Scan the data below and pick out the lines containing the word "that".

___ DATA SEGMENT ___

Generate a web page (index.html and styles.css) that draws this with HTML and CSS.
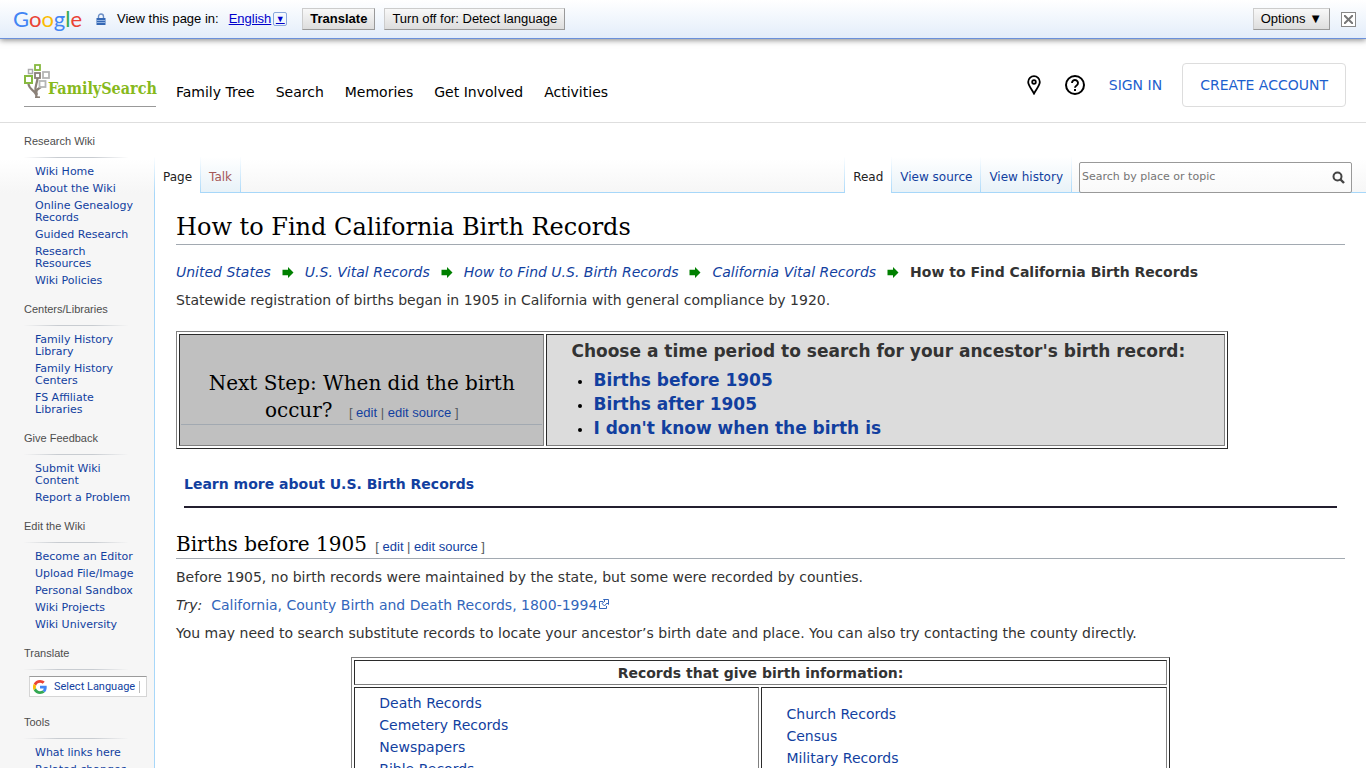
FILE: index.html
```html
<!DOCTYPE html>
<html lang="en">
	<head>
		<meta charset="UTF-8">
		<title>How to Find California Birth Records</title>
		<link rel="stylesheet" href="styles.css">
	</head>
	<body>
		<div class="translate_bar">
			<span class="google" aria-label="Google"><span class="g-blue">G</span><span class="g-red">o</span><span class="g-yellow">o</span><span class="g-blue">g</span><span class="g-green">l</span><span class="g-red">e</span></span>
			<svg class="lock" width="10" height="12" viewBox="0 0 10 12">
				<path d="M2.5 6V3.5a2.5 2.5 0 0 1 5 0V6" fill="none" stroke="#6d8fc5" stroke-width="1.4"/>
				<rect x="0.5" y="5" width="9" height="7" fill="#3568b5"/>
				<path d="M1 7.5h8M1 9.5h8" stroke="#8fb0e0"/>
			</svg>
			<span>View this page in:</span>
			<a href="#" class="lang">English<span class="lang_arrow">▼</span></a>
			<button class="bar_button bar_button--bold">Translate</button>
			<button class="bar_button">Turn off for: Detect language</button>
			<button class="bar_button bar_button--options">Options ▼</button>
			<button class="bar_close" aria-label="Close">
				<svg width="9" height="9" viewBox="0 0 9 9"><path d="M0 0l9 9M9 0l-9 9" stroke="#777" stroke-width="2"/></svg>
			</button>
		</div>

		<header class="header">
			<a href="#" class="logo">
				<svg class="logo_tree" width="26" height="34" viewBox="0 0 26 34" fill="none">
					<path d="M12.5 33C13 27 5 26 4.500 20M13 31C11 26 14 25 17 23M11.500 28C10.500 22 13.500 19 13.500 14" stroke="#8b8178" stroke-width="2.200"/>
					<path d="M11 33.200h5" stroke="#8b8178" stroke-width="1.600"/>
					<rect x="11" y="1" width="5" height="5" stroke="#87b940" stroke-width="1.800"/>
					<rect x="4.500" y="5.500" width="4" height="4" stroke="#aaa" stroke-width="1.500"/>
					<rect x="11" y="9" width="5" height="5" stroke="#8b8178" stroke-width="1.800"/>
					<rect x="19" y="8" width="6" height="6" stroke="#b5b5b5" stroke-width="1.800"/>
					<rect x="1" y="12" width="7" height="7" stroke="#87b940" stroke-width="2"/>
					<rect x="15.500" y="17" width="6" height="6" stroke="#b5b5b5" stroke-width="1.800"/>
				</svg>
				<span class="logo_text">FamilySearch</span>
			</a>
			<nav class="nav">
				<a href="#">Family Tree</a>
				<a href="#">Search</a>
				<a href="#">Memories</a>
				<a href="#">Get Involved</a>
				<a href="#">Activities</a>
			</nav>
			<div class="account">
				<a href="#" aria-label="Find a location">
					<svg width="14" height="20" viewBox="0 0 14 20" fill="none" stroke="#000"><path d="M7 18.500C5 14.500 1.200 10.500 1.200 7a5.800 5.800 0 0 1 11.600 0c0 3.500-3.800 7.500-5.800 11.500z" stroke-width="1.800"/><circle cx="7" cy="7" r="1.800" stroke-width="1.800"/></svg>
				</a>
				<a href="#" aria-label="Help">
					<svg width="20" height="20" viewBox="0 0 20 20" fill="none" stroke="#000"><circle cx="10" cy="10" r="9" stroke-width="2"/><path d="M7 8a3 3 0 1 1 4.600 2.500C10.500 11.200 10 11.700 10 12.700" stroke-width="1.900"/><path d="M10 14v2" stroke-width="2"/></svg>
				</a>
				<a href="#" class="sign_in">SIGN IN</a>
				<a href="#" class="create">CREATE ACCOUNT</a>
			</div>
		</header>

		<div class="page">
			<aside class="sidebar">
				<section class="portal">
					<h3>Research Wiki</h3>
					<ul>
						<li><a href="#">Wiki Home</a></li>
						<li><a href="#">About the Wiki</a></li>
						<li><a href="#">Online Genealogy Records</a></li>
						<li><a href="#">Guided Research</a></li>
						<li><a href="#">Research<br>Resources</a></li>
						<li><a href="#">Wiki Policies</a></li>
					</ul>
				</section>
				<section class="portal">
					<h3>Centers/Libraries</h3>
					<ul>
						<li><a href="#">Family History<br>Library</a></li>
						<li><a href="#">Family History<br>Centers</a></li>
						<li><a href="#">FS Affiliate<br>Libraries</a></li>
					</ul>
				</section>
				<section class="portal">
					<h3>Give Feedback</h3>
					<ul>
						<li><a href="#">Submit Wiki<br>Content</a></li>
						<li><a href="#">Report a Problem</a></li>
					</ul>
				</section>
				<section class="portal">
					<h3>Edit the Wiki</h3>
					<ul>
						<li><a href="#">Become an Editor</a></li>
						<li><a href="#">Upload File/Image</a></li>
						<li><a href="#">Personal Sandbox</a></li>
						<li><a href="#">Wiki Projects</a></li>
						<li><a href="#">Wiki University</a></li>
					</ul>
				</section>
				<section class="portal">
					<h3>Translate</h3>
					<a href="#" class="select_lang">
						<svg width="14" height="14" viewBox="0 0 48 48">
							<path fill="#ea4335" d="M24 9.500c3.500 0 6.700 1.200 9.200 3.600l6.900-6.900C35.900 2.400 30.500 0 24 0 14.600 0 6.500 5.400 2.600 13.200l8 6.200C12.400 13.700 17.700 9.500 24 9.500z"/>
							<path fill="#4285f4" d="M47 24.500c0-1.600-.2-3.100-.4-4.500H24v9h12.900c-.6 3-2.200 5.500-4.700 7.200l7.700 6C44.400 38 47 31.800 47 24.500z"/>
							<path fill="#fbbc05" d="M10.500 28.600a14.500 14.500 0 0 1 0-9.200l-8-6.200a24 24 0 0 0 0 21.600z"/>
							<path fill="#34a853" d="M24 48c6.500 0 11.900-2.100 15.900-5.800l-7.700-6c-2.100 1.500-4.900 2.300-8.200 2.300-6.300 0-11.600-4.200-13.500-9.900l-8 6.200C6.500 42.600 14.600 48 24 48z"/>
						</svg>
						<span class="select_lang_text">Select Language</span>
					</a>
				</section>
				<section class="portal">
					<h3>Tools</h3>
					<ul>
						<li><a href="#">What links here</a></li>
						<li><a href="#">Related changes</a></li>
					</ul>
				</section>
			</aside>

			<div class="main">
				<div class="tabs">
					<a href="#" class="tab tab--selected tab--first">Page</a>
					<a href="#" class="tab tab--new">Talk</a>
					<a href="#" class="tab tab--selected tab--views">Read</a>
					<a href="#" class="tab">View source</a>
					<a href="#" class="tab">View history</a>
					<form class="search">
						<input type="search" placeholder="Search by place or topic" aria-label="Search by place or topic">
						<button type="button" aria-label="Go">
							<svg width="13" height="13" viewBox="0 0 13 13" fill="none" stroke="#444"><circle cx="5.500" cy="5.500" r="4" stroke-width="2"/><path d="M8.500 8.500l3.500 3.500" stroke-width="2.400"/></svg>
						</button>
					</form>
				</div>

				<main class="content">
					<h1>How to Find California Birth Records</h1>
					<div class="crumbs">
						<a href="#">United States</a>
						<svg class="arrow" viewBox="0 0 12 12"><path d="M0 3h6V0l6 6-6 6V9H0z"/></svg>
						<a href="#">U.S. Vital Records</a>
						<svg class="arrow" viewBox="0 0 12 12"><path d="M0 3h6V0l6 6-6 6V9H0z"/></svg>
						<a href="#">How to Find U.S. Birth Records</a>
						<svg class="arrow" viewBox="0 0 12 12"><path d="M0 3h6V0l6 6-6 6V9H0z"/></svg>
						<a href="#">California Vital Records</a>
						<svg class="arrow" viewBox="0 0 12 12"><path d="M0 3h6V0l6 6-6 6V9H0z"/></svg>
						<b>How to Find California Birth Records</b>
					</div>
					<p>Statewide registration of births began in 1905 in California with general compliance by 1920.</p>

					<table class="next_step">
						<tr>
							<td class="question">
								<h2>Next Step: When did the birth<br>occur? <span class="edit">[ <a href="#">edit</a> | <a href="#">edit source</a> ]</span></h2>
							</td>
							<td class="choices">
								<b>Choose a time period to search for your ancestor's birth record:</b>
								<ul>
									<li><a href="#">Births before 1905</a></li>
									<li><a href="#">Births after 1905</a></li>
									<li><a href="#">I don't know when the birth is</a></li>
								</ul>
							</td>
						</tr>
					</table>

					<div class="learn_more"><a href="#">Learn more about U.S. Birth Records</a></div>

					<h2>Births before 1905 <span class="edit">[ <a href="#">edit</a> | <a href="#">edit source</a> ]</span></h2>
					<p>Before 1905, no birth records were maintained by the state, but some were recorded by counties.</p>
					<p><i>Try:</i>&nbsp; <a href="#" class="external">California, County Birth and Death Records, 1800-1994<svg width="12" height="12" viewBox="0 0 12 12" fill="none" stroke="#36b"><path d="M5 3.500H1.500v7h7V8"/><path d="M5.500 1.500h5v5L9 5 6.500 8 4 5.500 7 3z"/></svg></a></p>
					<p>You may need to search substitute records to locate your ancestor’s birth date and place. You can also try contacting the county directly.</p>

					<table class="records">
						<tr>
							<th colspan="2">Records that give birth information:</th>
						</tr>
						<tr>
							<td>
								<ul>
									<li><a href="#">Death Records</a></li>
									<li><a href="#">Cemetery Records</a></li>
									<li><a href="#">Newspapers</a></li>
									<li><a href="#">Bible Records</a></li>
								</ul>
							</td>
							<td>
								<ul>
									<li><a href="#">Church Records</a></li>
									<li><a href="#">Census</a></li>
									<li><a href="#">Military Records</a></li>
								</ul>
							</td>
						</tr>
					</table>
				</main>
			</div>
		</div>
	</body>
</html>
```
FILE: styles.css
```css
* {
	box-sizing: border-box;
}
html {
	height: 100%;
	overflow: hidden;
}
body {
	margin: 0;
	height: 100%;
	overflow: hidden;
	display: flex;
	flex-direction: column;
	background: #fff;
	color: #333;
	font: 14px/22px Verdana, "DejaVu Sans", sans-serif;
}
a {
	color: #123f9f;
	text-decoration: none;
}
ul {
	margin: 0;
	padding: 0;
	list-style: none;
}

/* google translate bar */
.translate_bar {
	flex: none;
	display: flex;
	align-items: center;
	height: 39px;
	padding: 0 10px 0 13px;
	border-bottom: 1px solid #6b90da;
	background: linear-gradient(#fff, #e3edfa);
	box-shadow: 0 1px 6px rgba(0, 0, 0, .5);
	color: #000;
	font: 13px/16px Arial, "Liberation Sans", sans-serif;
	position: relative;
}
.google {
	width: 83px;
	font: 22px/28px Lato, sans-serif;
}
.g-blue { color: #4285f4; }
.g-red { color: #ea4335; }
.g-yellow { color: #fbbc05; }
.g-green { color: #34a853; }
.lock {
	margin-right: 11px;
}
.lang {
	display: flex;
	align-items: center;
	margin: 0 15px 0 10px;
	color: #0000cc;
	text-decoration: underline;
}
.lang_arrow {
	display: inline-block;
	width: 14px;
	height: 14px;
	margin-left: 2px;
	border: 1px solid #8aa8dc;
	border-radius: 2px;
	font-size: 9px;
	line-height: 12px;
	text-align: center;
	text-decoration: none;
}
.bar_button {
	height: 22px;
	margin-right: 9px;
	padding: 0 7px;
	border: 1px solid;
	border-color: #ccc #999 #999 #ccc;
	background: linear-gradient(#f8f8f8, #ddd);
	color: #000;
	font: 13px/18px Arial, "Liberation Sans", sans-serif;
}
.bar_button--bold {
	font-weight: bold;
}
.bar_button--options {
	margin: 0 11px 0 auto;
}
.bar_close {
	display: flex;
	align-items: center;
	justify-content: center;
	width: 15px;
	height: 15px;
	padding: 0;
	border: 1px solid #888;
	background: #fff;
}

/* site header */
.header {
	flex: none;
	display: flex;
	align-items: center;
	height: 84px;
	padding: 0 20px 0 24px;
	border-bottom: 1px solid #dedede;
}
.logo {
	display: flex;
	align-items: flex-end;
	width: 132px;
	height: 43px;
	padding-bottom: 8px;
	margin: 9px 20px 0 0;
	border-bottom: 1px solid #999;
}
.logo_tree {
	flex: none;
}
.logo_text {
	margin-left: -2px;
	color: #87b91c;
	font: bold 16px/18px "DejaVu Serif Condensed", "DejaVu Serif", serif;
}
.nav {
	display: flex;
	gap: 21px;
	padding-top: 22px;
}
.nav a {
	color: #000;
}
.account {
	display: flex;
	align-items: center;
	gap: 24px;
	margin-left: auto;
	padding-top: 8px;
}
.account svg {
	display: block;
}
.sign_in,
.create {
	color: #1d5fce;
}
.create {
	padding: 10px 17px;
	margin-left: -4px;
	border: 1px solid #ddd;
	border-radius: 4px;
}

/* wiki page */
.page {
	flex: 1;
	min-height: 0;
	display: flex;
	background: linear-gradient(#fff 36px, #f6f6f6 70px);
}
.sidebar {
	flex: none;
	width: 154px;
	padding: 10px 8px 0 24px;
	font-size: 11px;
	line-height: 12px;
}
.portal {
	margin-bottom: 9px;
}
.portal h3 {
	margin: 0 18px 8px 0;
	padding-bottom: 8px;
	border-bottom: 1px solid;
	border-image: linear-gradient(to right, #f6f6f600, #c8ccd1 33%, #c8ccd1 66%, #f6f6f600) 1;
	color: #4d4d4d;
	font: 11px/16px Arial, "Liberation Sans", sans-serif;
}
.portal li {
	padding: 0 0 5px 11px;
}
.select_lang {
	display: flex;
	align-items: center;
	gap: 7px;
	width: 118px;
	height: 21px;
	margin: -2px 0 17px 5px;
	padding: 0 3px;
	border: 1px solid #d5d5d5;
	border-top-color: #9b9b9b;
	background: #fff;
	font: 11px/12px Verdana, Roboto, sans-serif;
	white-space: nowrap;
}
.select_lang_text {
	padding-right: 4px;
	border-right: 1px solid #bbb;
}
.main {
	flex: 1;
	min-width: 0;
	display: flex;
	flex-direction: column;
}
.tabs {
	flex: none;
	display: flex;
	align-items: flex-end;
	height: 70px;
	padding-right: 14px;
	font-size: 12px;
	background: linear-gradient(#a7d7f9, #a7d7f9) bottom / 100% 1px no-repeat;
}
.tab {
	height: 36px;
	padding: 9px 8px 0;
	border-right: 1px solid;
	border-image: linear-gradient(#fff, #a7d7f9) 1;
	background: linear-gradient(#fff, #e8f2f8) top / 100% 35px no-repeat;
}
.tab--selected {
	background: #fff;
	color: #222;
}
.tab--first,
.tab--views {
	border-left: 1px solid;
}
.tab--new {
	color: #a55858;
}
.tab--views {
	margin-left: auto;
}
.search {
	display: flex;
	align-items: center;
	width: 273px;
	height: 31px;
	margin-left: 7px;
	border: 1px solid #999;
	border-radius: 2px;
	background: linear-gradient(#fff, #f9f9f9);
}
.search input {
	flex: 1;
	min-width: 0;
	height: 100%;
	padding: 0 2px 2px;
	border: 0;
	outline: 0;
	background: none;
	font: 11px/16px Verdana, "DejaVu Sans", sans-serif;
}
.search input::placeholder {
	color: #757575;
}
.search button {
	display: flex;
	padding: 0 6px;
	border: 0;
	background: none;
}
.content {
	flex: 1;
	min-height: 0;
	padding: 19px 21px 0;
	border-left: 1px solid #a7d7f9;
	background: #fff;
}
h1,
h2 {
	margin: 0;
	border-bottom: 1px solid #a2a9b1;
	color: #000;
	font-family: "DejaVu Serif", serif;
	font-weight: normal;
}
h1 {
	padding-bottom: 2px;
	font-size: 24px;
	line-height: 30px;
}
h2 {
	font-size: 20px;
	line-height: 27px;
}
.edit {
	margin-left: 2px;
	color: #54595d;
	font: 13px/16px Arial, "Liberation Sans", sans-serif;
}
p {
	margin: 6px 0;
}
.crumbs {
	display: flex;
	align-items: center;
	padding-top: 16px;
}
.crumbs a {
	font-style: italic;
}
.arrow {
	width: 12px;
	height: 11px;
	margin: 0 11px;
	fill: #008000;
}

/* old style bevelled tables */
table {
	border: 1px solid;
	border-color: #808080 #2b2b2b #2b2b2b #808080;
	border-spacing: 2px;
}
td,
th {
	padding: 1px;
	border: 1px solid;
	border-color: #2b2b2b #808080 #808080 #2b2b2b;
}
.next_step {
	width: 90%;
	margin-top: 20px;
}
.question {
	width: 35%;
	padding-top: 16px;
	background: #c0c0c0;
	text-align: center;
}
.question .edit {
	margin-left: 10px;
}
.choices {
	padding: 4px 24px 5px;
	background: #dcdcdc;
	font-size: 17px;
	line-height: 24px;
	font-weight: bold;
}
.choices ul {
	margin-top: 5px;
	padding-left: 22px;
	list-style: disc;
}
.choices li::marker {
	color: #000;
	font-size: 14px;
}
.learn_more {
	margin: 24px 8px 0;
	padding-bottom: 11px;
	border-bottom: 2px solid #231f2f;
	font-weight: bold;
}
.learn_more + h2 {
	margin: 23px 0 7px;
}
.external {
	color: #36b;
}
.external svg {
	margin-left: 1px;
}
.records {
	width: 70%;
	margin: 13px auto 0;
}
.records th {
	padding-bottom: 0;
}
.records td {
	width: 50%;
	padding: 4px 24px;
}
```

___

**COMPLETE OUTPUT**
Generate a web page (index.html and styles.css) that draws this with HTML and CSS.
							<th colspan="2">Records that give birth information:</th>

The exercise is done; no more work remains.